Não fiz queixa porque estava fragilizada e confusa. Estava a recuperar de uma depressão pós-parto e não tinha espaço emocional para lidar com uma queixa, de qualquer natureza. Queria seguir em frente. Ficar melhor. Estava com uma depressão e quem é que acredita numa mulher deprimida? Tinha uma ou duas mensagens no telemóvel que atestavam alguma coisa, mas foi preciso ter outras opiniões para me confirmarem que tinha decidido bem ao mudar de terapeuta. Não confiava na minha avaliação, no meu juízo. Foi por puro instinto que me afastei. Se tivesse racionalizado a situação, teria mantido o terapeuta. Em meu prejuízo e sofrimento. Não fiz queixa, e não vou fazer queixa.
Porquê?
Morremos todos de vergonha enquanto desprezamos e duvidamos das vítimas.
Não vou fazer queixa, e estou errada. Durante estes anos todos, duvidei sempre da minha avaliação. Tenho a certeza que fiz bem ao mudar de terapeuta. Mas será que o comportamento do psicólogo em questão foi assim tão censurável? Será que não sou eu que estou a ser especialmente sensível e mesquinha? Afinal, não foi mesmo nada de grave, não foi nenhum crime. E eu estava deprimida! E será que não houve culpa minha, também? Não terei feito alguma coisa que explique a violação dos deveres deontológicos por parte do meu psicólogo? O problema não estará em mim? Estas são as razões pelas quais não vou fazer queixa. Porque a sociedade ensinou-me a duvidar da minha avaliação. Sou mulher. Estava deprimida. O Senhor Dr. terapeuta é psicólogo formado. Ele saberá melhor o que é compatível com a deontologia. E quem sou eu para prejudicar a carreira de outra pessoa assim do nada, assim por quase nada? Tinha um Mestrado quando isto sucedeu. Sou doutorada em Direito Penal, hoje. Não fiz queixa, não vou fazer queixa. Não quero revisitar aquele momento de fragilidade e traição por parte de quem tinha o dever de utilizar todos os seus conhecimentos e a sua especial posição de influência para me ajudar a ultrapassar a depressão. Não quero relembrar-me desses momentos. E estou errada. É a psicóloga escandalizada que tem razão.

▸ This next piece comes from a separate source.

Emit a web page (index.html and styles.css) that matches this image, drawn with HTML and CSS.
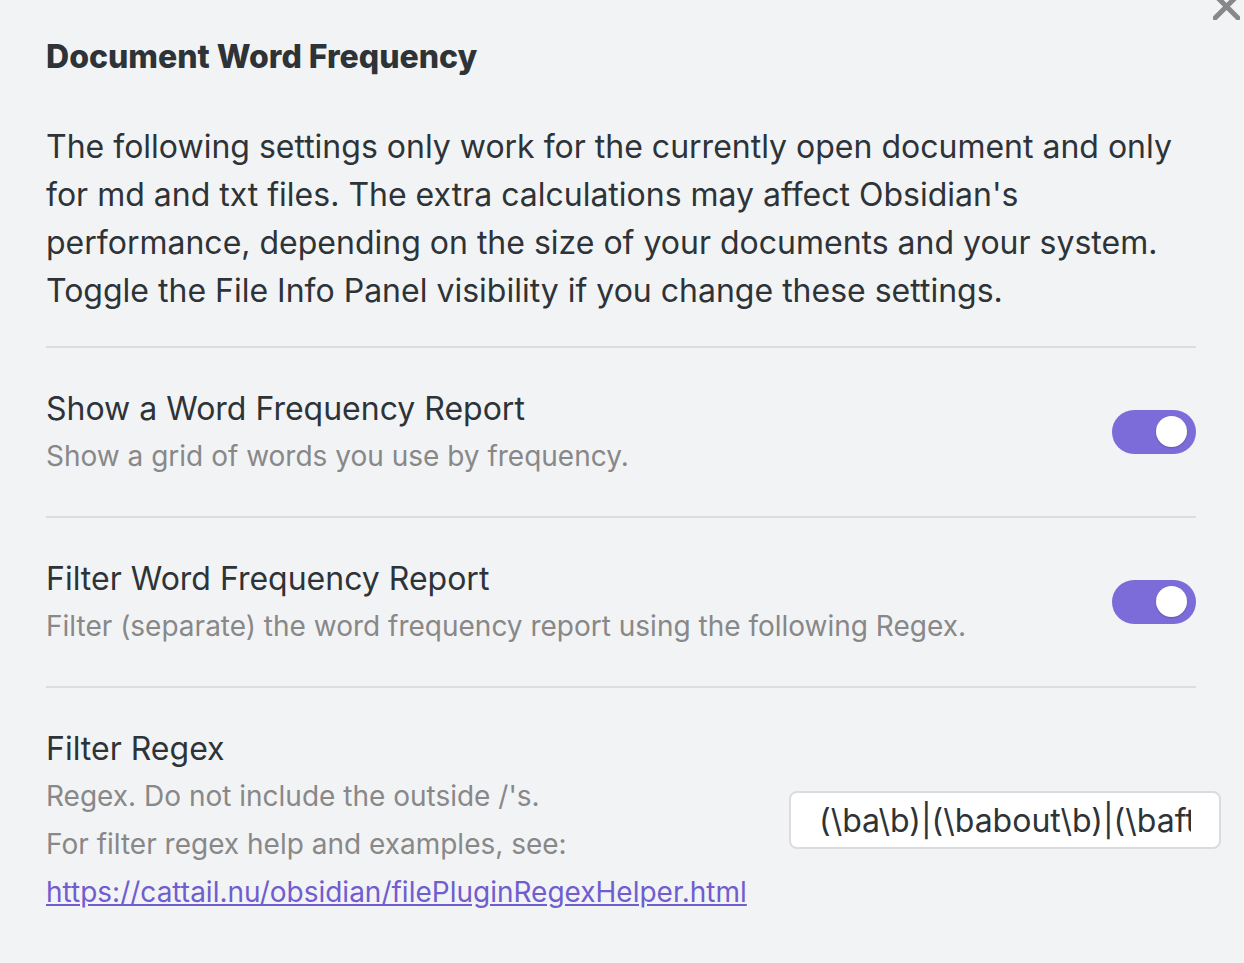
FILE: index.html
```html
<!DOCTYPE html>
<html>
<head>
<meta charset="utf-8">
<link rel="stylesheet" href="styles.css">
</head>
<body>
<div class="modal">
  <div class="close" aria-label="Close">
    <svg width="27" height="27" viewBox="0 0 27 27"><path d="M2 2 L25 25 M25 2 L2 25" stroke="#888" stroke-width="5" stroke-linecap="square"/></svg>
  </div>
  <h3 class="title">Document Word Frequency</h3>
  <p class="intro">The following settings only work for the currently open document and only for md and txt files. The extra calculations may affect Obsidian's performance, depending on the size of your documents and your system. Toggle the File Info Panel visibility if you change these settings.</p>

  <div class="setting">
    <div class="info">
      <div class="name">Show a Word Frequency Report</div>
      <div class="desc">Show a grid of words you use by frequency.</div>
    </div>
    <div class="control">
      <div class="toggle on"><span class="knob"></span></div>
    </div>
  </div>

  <div class="setting">
    <div class="info">
      <div class="name">Filter Word Frequency Report</div>
      <div class="desc">Filter (separate) the word frequency report using the following Regex.</div>
    </div>
    <div class="control">
      <div class="toggle on"><span class="knob"></span></div>
    </div>
  </div>

  <div class="setting">
    <div class="info">
      <div class="name">Filter Regex</div>
      <div class="desc">Regex. Do not include the outside /'s.</div>
      <div class="desc">For filter regex help and examples, see:</div>
      <div class="desc"><a class="link" href="#">https://cattail.nu/obsidian/filePluginRegexHelper.html</a></div>
    </div>
    <div class="control">
      <input class="text-input" type="text" value="(\ba\b)|(\babout\b)|(\bafter\b)|(\ball\b)">
    </div>
  </div>
</div>
</body>
</html>
```

FILE: styles.css
```css
html, body {
  margin: 0;
  padding: 0;
  background: #f2f3f5;
}
body {
  font-family: Inter, "Noto Sans", sans-serif;
  color: #2e3338;
  overflow: hidden;
}
.modal {
  position: relative;
  padding: 39px 48px 0 46px;
  height: 963px;
  box-sizing: border-box;
}
.close {
  position: absolute;
  top: -7px;
  right: 4px;
  width: 27px;
  height: 27px;
}
.close svg { display: block; }
.title {
  margin: 0;
  font-size: 32px;
  line-height: 36px;
  font-weight: 800;
}
.intro {
  margin: 48px 0 31px;
  font-size: 32px;
  line-height: 48px;
}
.setting {
  display: flex;
  align-items: center;
  border-top: 2px solid #dddde0;
  padding: 38px 0 36px;
}
.info {
  flex: 1;
  min-width: 0;
}
.name {
  font-size: 32px;
  line-height: 46px;
}
.desc {
  font-size: 28px;
  line-height: 48px;
  color: #888888;
}
.link {
  color: #705dcf;
  text-decoration: underline;
}
.control {
  display: flex;
  align-items: center;
  justify-content: flex-end;
  margin-top: -2px;
}
.toggle {
  position: relative;
  width: 84px;
  height: 44px;
  border-radius: 22px;
  background: #7b6cd9;
}
.knob {
  position: absolute;
  top: 6px;
  right: 9px;
  width: 31px;
  height: 31px;
  border-radius: 50%;
  background: #fff;
  box-shadow: 0 1px 2px rgba(0,0,0,0.2);
}
.text-input {
  width: 432px;
  height: 58px;
  box-sizing: border-box;
  margin-right: -25px;
  padding: 0 28px;
  border: 2px solid #dcdcdf;
  border-radius: 8px;
  background: #fff;
  font-family: Inter, "Noto Sans", sans-serif;
  font-size: 32px;
  color: #2e3338;
  outline: none;
}
```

Se calhar, devíamos morrer todos de vergonha.
Morremos de vergonha que se saiba que os nossos pais não podem pagar a visita de estudo. Morremos de vergonha das roupas usadas. Morremos de vergonha que se saiba que aquela pessoa com quem saímos nos violou. Morremos de vergonha que se saiba que não temos dinheiro para irmos de férias. Morremos de vergonha que se saiba que estamos desempregadas. Morremos de vergonha que descubram que o nosso marido nos traía. Morremos de vergonha que se saiba que estamos deprimidas. Morremos de vergonha que se saiba que somos frágeis. Morremos de vergonha de ter vergonha. Não porque tenhamos feita algo de errado. Não porque a falta seja nossa. Apenas porque a nossa situação não corresponde ao que as expectativas e as convenções sociais ditam que é o bom e o desejável: não alcançámos a meta a atingir. Falhámos a meta quando nascemos daqueles pais. Falhámos a meta quando casámos com aquela pessoa. Falhámos a meta quando passámos naquela rua. Falhámos a meta quando escolhemos aquele curso. Falhámos, claro, a culpa é também nossa, e por isso vamos morrendo de vergonha, em silêncio, cheias de medo que nos descubram as falhas e nos espetem os dedos em repúdio social.
Enquanto isso, há quem morra mesmo, por vergonha.